The analogy selected need not exactly fit the situation. Some times analogy that does not fit may provide more ideas. The analogy is just a tool to provoke more ideas. Once the analogy is selected, a detailed comparison and discussion is made in order to get creative ideas.
This exercise can be done even individually with the same effectiveness.
It should be noted that analogies are used just as a tool to derive more ideas and to change the regular patterns of thinking, which is required for creative thinking. We are not proving anything with analogies.
Design and the Why technique
This is a good formal practice for the practice of lateral and creative thinking. A design project can be taken to improve the design of something or to innovate completely new.
For example, some typical design projects can be to design a alcohol detecting alarm in a car or to design a common chair.
The purpose is to provide as many alternative designs. No criticism is allowed during this exercise even if there are any mistakes or flaws in the design.
In order to get more alternatives, and to change the regular pattern of ideas, the 'why' technique is used in combination with design process. In why technique, a simple question of why is asked at every stage challenging the assumptions behind the design. For example:
- Why a chair should have four legs?
- Why a back support is needed in the chair?
- Why a chair needs legs?
In design exercise, the focus is on getting different ways of doing different things.

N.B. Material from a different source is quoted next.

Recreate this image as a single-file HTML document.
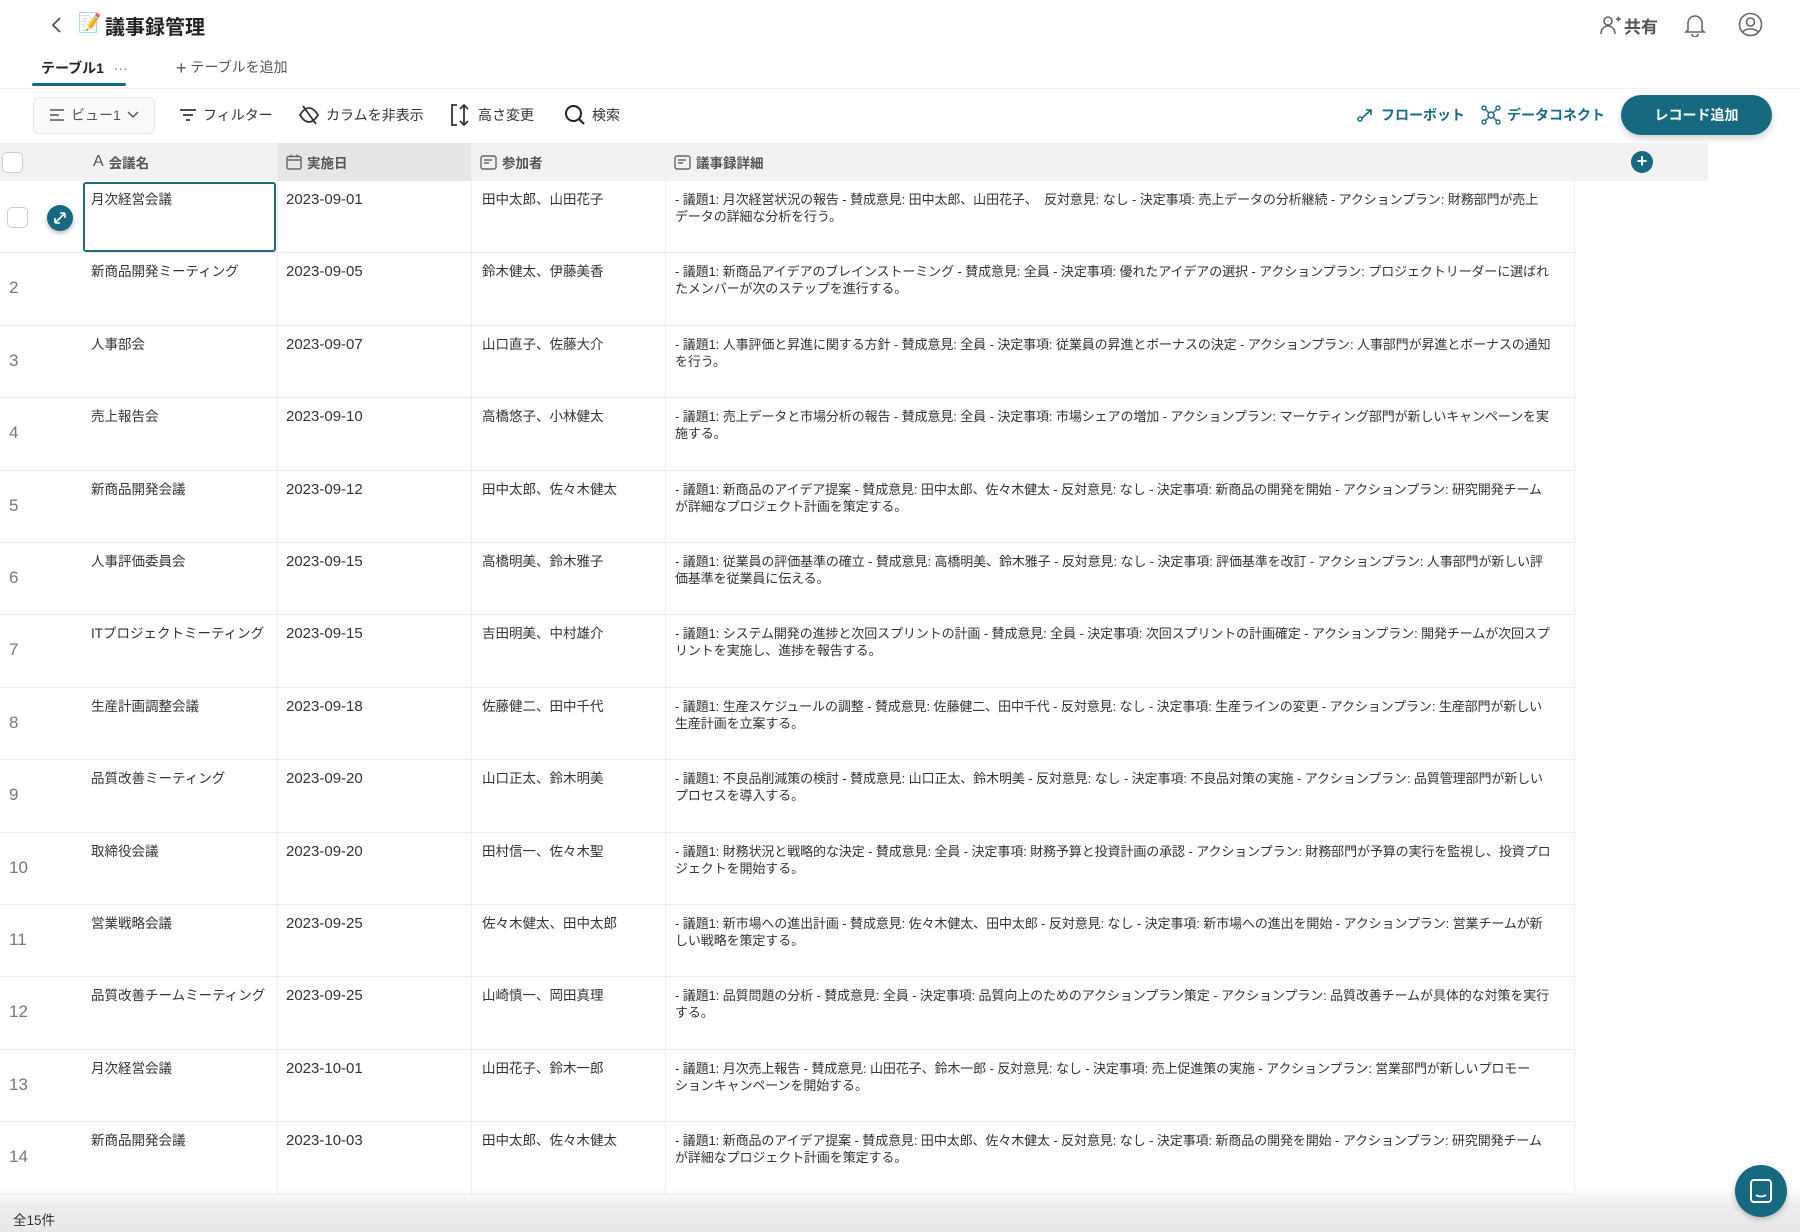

In reversal method, the problem is taken and the situation is reversed. This makes a new structure of the problem or a new pattern of the situation. For example, some one sitting on a chair can be modified as chair sitting on some one or some one standing on the chair. Some times a reversal can become a ridiculous suggestion but still provides a stimulating opportunity to get new ideas.
Once the problem is reversed, it is discussed in order to generate various creative ideas.
Normally we have many assumptions in our thinking, which escape scrutiny and we accept regular patterns of thinking as such. There is nothing wrong with this approach, and infact it is good to have assumptions so that we don't have to reinvent everything. However when it comes to creative thinking, we need to break regular patterns and get wide range of alternatives. So one of the techniques used is 'challenging assumptions'
The following story is commonly quoted story in this context.
A man worked in a tall building. Every day morning, he would take the lift on the ground floor, press the lift button to the tenth floor and walk up to 15th floor. Evening he takes lift in 15th floor and presses the ground button in the lifts and comes down. Why is he doing like that?
In this problem, the common assumption is the man is normal but his behaviour is abnormal.
For this problem the possible explanations are:
- He wanted an exercise
- He wanted to meet some one on the way up
- He wanted to show to the people that he works in the tenth floor which has more prestigious companies
- 15th floor has building kitchen and he does not want others to know that he is working in the kitchen
- He is a dwarf and he can reach only upto 10th floor button in the lift.
The whole purpose of this exercise is to question the assumptions and generate new patterns of thinking.
The above are some of the exercises from the book Lateral Thinking by ward de Bono. The author says that it is important to regularly do these exercises in order to develop and establish creative thinking as a habit.